İstanbul’da sari bir hastalık zuhurunda padişaha takdim olunacak evrak evvelâ bir ütü makinesinden geçer, dezenfekte edilirdi. Makinenin harareti ile evrak zarfları üstündeki kırmızı mumlar erir, ekseriya kâğıtları lekelerdi. Mabeyin kâtipleri hangi kâğıtların padişahın elinden geçtiğini bu lekelerden anlarlardı.

İrtem;

Zarfları üstündeki kırmızı mumlar erir, ekseriya kâğıtları lekelerdi

diye beyan buyurmuş! olsa da ne gariptir ki bugüne kadar bu tür evrakların tek bir örneğine dahi Osmanlı Arşivi’nde rastlanılmış değildir.

Jön Türklerin Abdülhamid aleyhtarlığına karşı Abdülhamid’i Jön Türkler ve Batı’ya karşı savunmak ne gariptir ki Bay Straus gibilere kalmıştır.

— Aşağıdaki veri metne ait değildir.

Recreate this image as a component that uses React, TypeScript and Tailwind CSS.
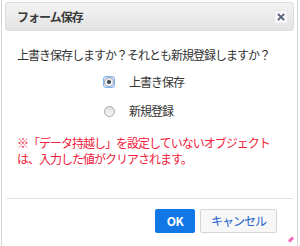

Straus, kendisine yöneltilen:

O takdirde, son Ermeni katliamlarını hiçbir şekilde kışkırtmadığını düşünüyor musunuz?

şeklindeki bir soruya:

Bomba atma ve bankalara saldırılar yeni uygulamalardır. Hınçakistler veya Ermeni Devrim Komitesi, o zamanlar da, şimdi olduğu gibi, halkları arasında vatanseverlik ruhunu uyandırmaya çalışıyordu. Sonunda bereketli bir ruh uyandırdılar. Önümüzdeki birkaç ay Ermenistan'ın özgürlüğüne fayda sağlayıp sağlamayacağını gösterir. Her şey büyük güçlerin duruşuna bağlıdır

tarzında cevap vermiştir.

İsmail Hami Danişment de Jön Türkleri hedef alarak diyordu ki:

Fransız müverrihlerinden Albert Vandal'ın ortaya attığı Le Sultan Rouge = Kızıl Sultan... Hıristiyanlık taassubu ile Anadolu'nun yarısını Ermenistan görmek isteyen bir takım Türk düşmanlarının bu gibi herzeler ve hatta küfürler savurmaları pek tabiidir: Fakat Ermeni komitecisine karşı Türk'ün hakkını koruduğu için mutaassıp Fransız'ın ortaya attığı Le Sultan Rouge lakabını Türkçeye tercüme edip de Sultan Hamid'e Kızıl Sultan diyen Jön Türklerin ve onları takip edenlerin yüz kızartıcı gaflet ve cehaletlerine ne denilebilir?